Shanita Namuyimbwa, aka Bad Black, at the Commercial Court in Kampala recently where she was appearing over a different case. PHOTO BY ABUBAKER LUBOWA

The Police Directorate of Criminal Investigations (CID) has summoned socialite Shanita Namuyimbwa, alias Bad Black, over a video she posted online in which she makes serious allegations about a senior government official.

She posted the video on her Facebook page seven months ago, although police have just picked interest to inquire into the claims.

The Force did not say who the complainant is in the case, but the local celebrity likely breached the Computer Misuse Act, according to detectives.

Mr Joseph Obwona, the deputy CID director, in a February 20 summons ordered Ms Namuyimbwa to report to CID headquarters in Kibuli, a Kampala suburb, next Wednesday without fail.

“We are investigating a case of offensive communication and criminal libel.
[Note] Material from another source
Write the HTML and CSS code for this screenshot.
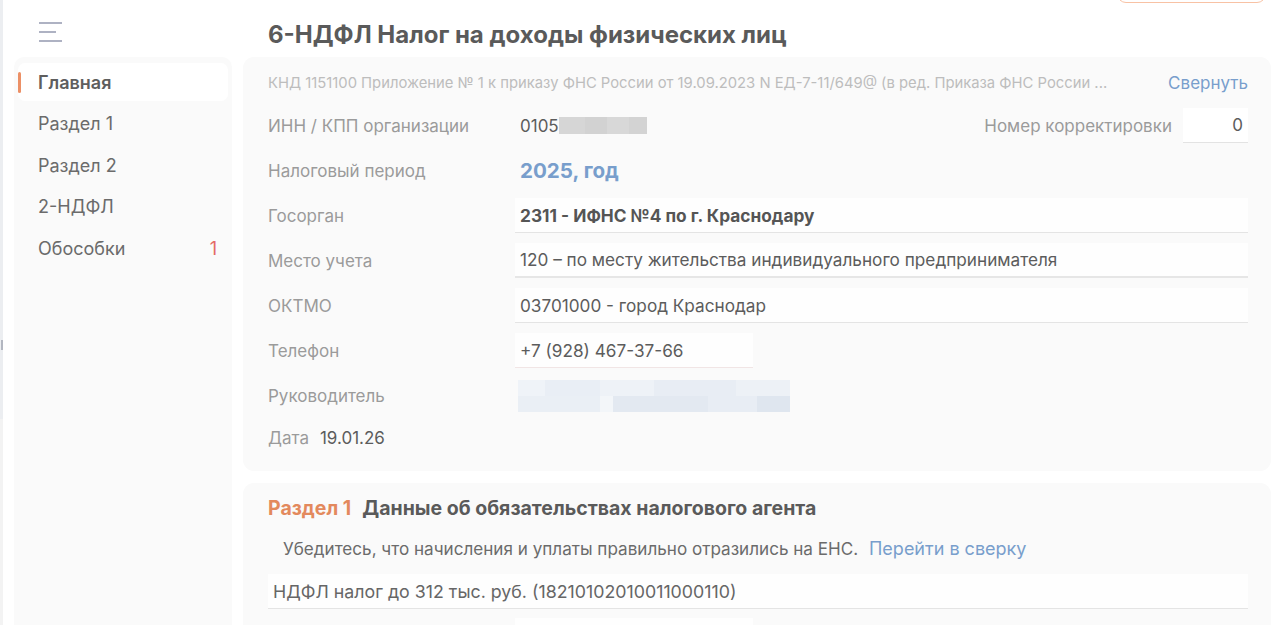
FILE: index.html
```html
<!DOCTYPE html>
<html lang="ru">
<head>
<meta charset="utf-8">
<title>6-НДФЛ</title>
<link rel="stylesheet" href="styles.css">
</head>
<body>
<div class="app">
  <div class="edge">
    <div class="edge-top"><div class="thumb"></div></div>
    <div class="edge-bottom"></div>
  </div>

  <aside class="sidebar">
    <div class="side-head">
      <svg class="burger" width="24" height="21" viewBox="0 0 24 21">
        <rect x="0" y="0" width="23" height="2" fill="#aeb2c3"/>
        <rect x="0" y="9" width="17" height="2" fill="#aeb2c3"/>
        <rect x="0" y="18" width="23" height="2" fill="#aeb2c3"/>
      </svg>
    </div>
    <nav class="nav">
      <div class="nav-item active">Главная</div>
      <div class="nav-item">Раздел 1</div>
      <div class="nav-item">Раздел 2</div>
      <div class="nav-item">2-НДФЛ</div>
      <div class="nav-item">Обособки <span class="count">1</span></div>
    </nav>
  </aside>

  <main class="main">
    <header class="main-head">
      <h1 class="title">6-НДФЛ Налог на доходы физических лиц</h1>
      <div class="top-btn"></div>
    </header>

    <section class="card">
      <div class="knd-row">
        <span class="knd">КНД 1151100 Приложение № 1 к приказу ФНС России от 19.09.2023 N ЕД-7-11/649@ (в ред. Приказа ФНС России ...</span>
        <a class="link">Свернуть</a>
      </div>

      <div class="row">
        <span class="label">ИНН / КПП организации</span>
        <div class="inn">
          <span class="plain">0105</span><span class="blur-inn"></span>
          <span class="corr-label">Номер корректировки</span>
          <span class="corr-box">0</span>
        </div>
      </div>

      <div class="row">
        <span class="label">Налоговый период</span>
        <span class="period">2025, год</span>
      </div>

      <div class="row">
        <span class="label">Госорган</span>
        <div class="field bold">2311 - ИФНС №4 по г. Краснодару</div>
      </div>

      <div class="row">
        <span class="label">Место учета</span>
        <div class="field thick">120 – по месту жительства индивидуального предпринимателя</div>
      </div>

      <div class="row">
        <span class="label">ОКТМО</span>
        <div class="field">03701000 - город Краснодар</div>
      </div>

      <div class="row">
        <span class="label">Телефон</span>
        <div class="field phone">+7 (928) 467-37-66</div>
      </div>

      <div class="row">
        <span class="label">Руководитель</span>
        <div class="blur-boss"><span></span><span></span></div>
      </div>

      <div class="date-row">
        <span class="label">Дата</span>
        <span class="plain">19.01.26</span>
      </div>
    </section>

    <section class="card card2">
      <h2 class="sec-title"><span class="sec-num">Раздел 1</span> Данные об обязательствах налогового агента</h2>
      <p class="note">Убедитесь, что начисления и уплаты правильно отразились на ЕНС. <a class="link">Перейти в сверку</a></p>
      <div class="field kbk">НДФЛ налог до 312 тыс. руб. (18210102010011000110)</div>
      <div class="row next-row">
        <span class="label"></span>
        <div class="field short"></div>
      </div>
    </section>
  </main>
</div>
</body>
</html>
```

FILE: styles.css
```css
* { box-sizing: border-box; }
html, body { margin: 0; padding: 0; height: 100%; overflow: hidden; }
body {
  font-family: Inter, "Noto Sans", sans-serif;
  background: #ffffff;
  color: #555;
}

.app {
  display: flex;
  height: 625px;
}

/* left edge strip */
.edge {
  width: 3px;
  flex-shrink: 0;
  display: flex;
  flex-direction: column;
}
.edge-top {
  height: 419px;
  flex-shrink: 0;
  background: #eceef1;
  padding-top: 340px;
}
.thumb {
  width: 2px;
  height: 10px;
  margin-left: 1px;
  background: #b3b7c1;
}
.edge-bottom {
  flex: 1;
  background: #f3f3f3;
}

/* sidebar */
.sidebar {
  width: 218px;
  flex-shrink: 0;
  margin-left: 11px;
  display: flex;
  flex-direction: column;
}
.side-head {
  height: 57px;
  flex-shrink: 0;
  padding: 22px 0 0 25px;
}
.burger { display: block; }

.nav {
  flex: 1;
  background: #fafafa;
  border-radius: 10px 10px 0 0;
  padding: 6px 4px;
}
.nav-item {
  height: 38px;
  margin-bottom: 3.5px;
  display: flex;
  align-items: center;
  font-size: 18px;
  color: #6b6b6b;
  border-radius: 7px;
}
.nav-item::before {
  content: "";
  width: 3px;
  height: 21px;
  margin-right: 17px;
  border-radius: 2px;
  background: transparent;
}
.nav-item.active {
  background: #ffffff;
  font-weight: 600;
  color: #5e5e5e;
}
.nav-item.active::before { background: #ec9066; }
.count {
  margin-left: auto;
  margin-right: 11px;
  color: #e46a66;
}

/* main */
.main {
  flex: 1;
  margin-left: 11px;
  margin-right: 1px;
  display: flex;
  flex-direction: column;
  min-width: 0;
}
.main > * { flex-shrink: 0; }
.main-head {
  height: 57px;
  display: flex;
  align-items: flex-start;
}
.title {
  margin: 21px 0 0 25px;
  font-size: 24px;
  line-height: 28px;
  font-weight: 700;
  color: #5a5a5a;
}
.top-btn {
  margin-left: auto;
  margin-right: 5px;
  margin-top: -30px;
  width: 149px;
  height: 33px;
  border: 1px solid #f8c2a4;
  border-radius: 9px;
}

.card {
  background: #fafafa;
  border-radius: 11px;
  padding: 14px 23px 18px 25px;
}

.knd-row {
  height: 24px;
  display: flex;
  align-items: center;
  justify-content: space-between;
  margin-bottom: 13px;
}
.knd {
  font-size: 14.8px;
  color: #bdbdbd;
}
.link {
  color: #789ecc;
  font-size: 17px;
  cursor: pointer;
}

.row {
  display: grid;
  grid-template-columns: 247px 1fr;
  align-items: center;
  min-height: 35px;
  margin-bottom: 10px;
}
.label {
  font-size: 17px;
  color: #9b9b9b;
}
.plain {
  font-size: 17px;
  color: #5c5c5c;
}

.inn {
  display: flex;
  align-items: center;
  padding-left: 5px;
}
.blur-inn {
  width: 88px;
  height: 17px;
  background: linear-gradient(90deg, #d6d6d6 0 30%, #d2d2d2 30% 55%, #d8d8d8 55% 80%, #d3d3d3 80%);
}
.corr-label {
  margin-left: auto;
  font-size: 17px;
  color: #9b9b9b;
}
.corr-box {
  width: 65px;
  height: 35px;
  margin-left: 11px;
  background: #ffffff;
  border-bottom: 1px solid #e3e3e3;
  display: flex;
  align-items: center;
  justify-content: flex-end;
  padding-right: 5px;
  font-size: 17px;
  color: #5c5c5c;
}

.period {
  padding-left: 5px;
  font-size: 20.6px;
  font-weight: 700;
  color: #789ecc;
}

.field {
  height: 35px;
  background: #fefefe;
  border-bottom: 1px solid #e4e4e4;
  display: flex;
  align-items: center;
  padding-left: 5px;
  font-size: 17.2px;
  color: #5c5c5c;
}
.field.bold { font-weight: 700; color: #555; font-size: 17.3px; }
.field.thick { border-bottom: 2px solid #e6e6e6; }
.field.phone {
  width: 238px;
  border-bottom-color: #f1e5e5;
}

.blur-boss {
  margin-left: 3px;
  width: 272px;
  height: 32px;
  display: flex;
  flex-direction: column;
}
.blur-boss span { flex: 1; }
.blur-boss span:first-child {
  background: linear-gradient(90deg, #eff3f8 0 10%, #e9eef5 10% 30%, #eef2f7 30% 50%, #e8edf4 50% 80%, #edf1f6 80%);
}
.blur-boss span:last-child {
  background: linear-gradient(90deg, #eaeff5 0 30%, #f3f6f9 30% 35%, #e3e9f1 35% 70%, #e8edf4 70% 88%, #dfe6ef 88%);
}

.date-row {
  height: 30px;
  display: flex;
  align-items: center;
  gap: 11px;
}

/* card 2 */
.card2 {
  margin-top: 12px;
  flex: 1 0 auto;
  border-radius: 11px 11px 0 0;
}
.sec-title {
  margin: 0;
  height: 22px;
  display: flex;
  align-items: center;
  gap: 11px;
  font-size: 19.5px;
  font-weight: 700;
  color: #5a5a5a;
}
.sec-num { color: #e3895d; }
.note {
  margin: 18px 0 0 15px;
  height: 24px;
  line-height: 24px;
  font-size: 17.1px;
  color: #6b6b6b;
}
.note .link { margin-left: 6px; font-size: 18px; }
.kbk {
  margin-top: 13px;
  height: 35px;
  font-size: 17.8px;
  color: #666;
}
.next-row { margin-top: 9px; }
.field.short { width: 238px; border-bottom: none; }
```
You are, therefore, in pursuance of the provisions of Section 27A of the Police Act (as amended) required to report before acting Commissioner of Police [in charge of media department] at CID headquarters…without fail,” he wrote.

In the video, she is alleged to have hurled expletives at the senior official.

Bad Black made the statement as she was protesting the continued detention of Kyadondo East Member of Parliament, Mr Robert Kyagulanyi, alias Bobi Wine, who was arrested and taken into military custody last August for allegedly stoning President Museveni’s car in Arua.

She later used social media to apologise to the adversely named official and retracted the statements.

SP Vincent Ssekatte, the spokesman of CID, confirmed that they had summoned Bad Black.

“The offences are serious and we want her to appear to record a statement and tell us the truth about the allegations she made,” he said.

Social media misuse charged

Police have lately intensified a crackdown on social media users under the Computer Misuse Act, questioning or arresting as many as five in the past year, among them remanded former Makerere University researcher, Dr Stella Nyanzi and Mr Mulangira Hope Kaweesa, a Democratic Party supporter.

According to Section 25 of the Computer Misuse Act 2011 on offensive communication, “Any person who willfully and repeatedly uses electronic communication to disturb or attempts to disturb the peace, quiet or right of privacy of any person with no purpose of legitimate communication whether or not a conversation ensues commits a misdemeanor and is liable on conviction to a fine not exceeding twenty-four currency points or imprisonment not exceeding one year or both.”